With nearly 50 exhibitors, there is a lot to be excited about this year. I like Caleb Fraid’s artwork and I want to pick up his new zine, Road and Stream. Other publications I definitely want to get are Raspa and the latest issue of Rocksalt. I also look forward to hearing Robb Roemershauser (from Aboveground Zine Library in New Orleans) speak.
What will be on your table at this year’s zine fest?
I will have a deluxe edition of my Walkin’ Man mini comic, a new zine called Cluttered Mind, back issues of shane, some vintage zines I was involved with in the 80s & 90s and prints of my art.
What is something you think people should know about zines in Houston?

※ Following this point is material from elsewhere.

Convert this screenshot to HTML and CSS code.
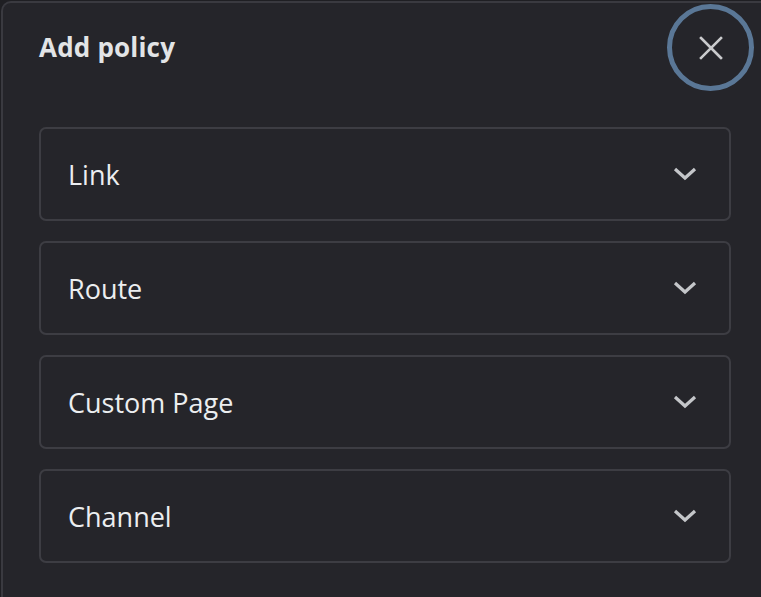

The first thing they need to know is that zines do exist in Houston. In the early years of organizing zine fests in Houston, many people would tell us there were no zines in Houston and that there was no way the city could ever support a zine fest. Many people told me that I should move to Austin if I was interested in zines. But I knew there were many people in Houston producing zines and it was just a matter of bringing them together.
I also think Houstonians should know that zines and alternative media have a long history in Houston and it is important that we preserve this history and learn about it.
Most important, however, is that everyone needs to know that Houston, today, is a major cultural center with thriving art and literary communities (both mainstream and underground). We have a strong zine scene that is growing every year and this is a great place to be creating zines.
If you like Houston so much, why are you leaving?
I know it is weird to be leaving at a time when so much awesome stuff is happening, but I have been living in Houston off and on for most of my adult life. As a kid, we moved all the time and in the 90s, I used to hop on Greyhounds and go wherever. I miss traveling. The last time I moved back to Houston, was 13 years ago and most of the jobs I have had since then haven’t paid enough for me to travel much. I love Houston, but not enough to marry it. It’s time for me to start seeing other cities again.
Education and career goals also play a role in my decision to leave and so do personal and financial issues. I need to go someplace that has state health insurance. Oh, and by the way, it is fucking hot here.
I am happy with the direction Lindsey Simard has taken Zine Fest Houston and I am glad that it continues to grow. Maybe, one day I will come back to Houston just to attend a zine fest.